A sixty-second aspect includes the sixty-first aspect, wherein the lipped edge of the flow control nozzle forms a tortious interface between the flow control nozzle and the reaction crucible. As utilized herein, the terms “approximately,” “about,” “substantially”, and similar terms are intended to have a broad meaning in harmony with the common and accepted usage by those of ordinary skill in the art to which the subject matter of this disclosure pertains. It should be understood by those of skill in the art who review this disclosure that these terms are intended to allow a description of certain features described and claimed without restricting the scope of these features to the precise numerical values or idealized geometric forms provided. Accordingly, these terms should be interpreted as indicating that insubstantial or inconsequential modifications or alterations of the subject matter described and claimed are considered to be within the scope of the disclosure as recited in the appended claims.

The term “coupled” and variations thereof, as used herein, means the joining of two members directly or indirectly to one another. Such joining may be stationary (e.g., permanent or fixed) or moveable (e.g., removable or releasable). Such joining may be achieved with the two members coupled directly to each other, with the two members coupled to each other using a separate intervening member and any additional intermediate members coupled with one another, or with the two members coupled to each other using an intervening member that is integrally formed as a single unitary body with one of the two members. If “coupled” or variations thereof are modified by an additional term (e.g., directly coupled), the generic definition of “coupled” provided above is modified by the plain language meaning of the additional term (e.g., “directly coupled” means the joining of two members without any separate intervening member), resulting in a narrower definition than the generic definition of “coupled” provided above. Such coupling may be mechanical, electrical, optical, or fluidic.

References herein to the positions of elements (e.g., “top,” “bottom,” “above,” “below”) are merely used to describe the orientation of various elements in the FIGURES. It should be noted that the orientation of various elements may differ according to other exemplary embodiments, and that such variations are intended to be encompassed by the present disclosure.

Although the figures and description may illustrate a specific order of method steps, the order of such steps may differ from what is depicted and described, unless specified differently above. Also, two or more steps may be performed concurrently or with partial concurrence, unless specified differently above. Such variation may depend, for example, on the software and hardware systems chosen and on designer choice. All such variations are within the scope of the disclosure.
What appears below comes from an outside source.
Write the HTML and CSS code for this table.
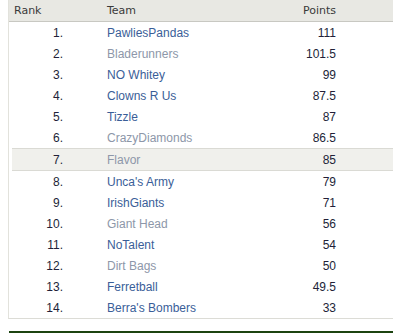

Likewise, software implementations of the described methods could be accomplished with standard programming techniques with rule-based logic and other logic to accomplish the various connection steps, processing steps, comparison steps, and decision steps.

While particular embodiments have been illustrated and described herein, it should be understood that various other changes and modifications may be made without departing from the spirit and scope of the claimed subject matter. Moreover, although various aspects of the claimed subject matter have been described herein, such aspects need not be utilized in combination. It is therefore intended that the appended claims cover all such changes and modifications that are within the scope of the claimed subject matter.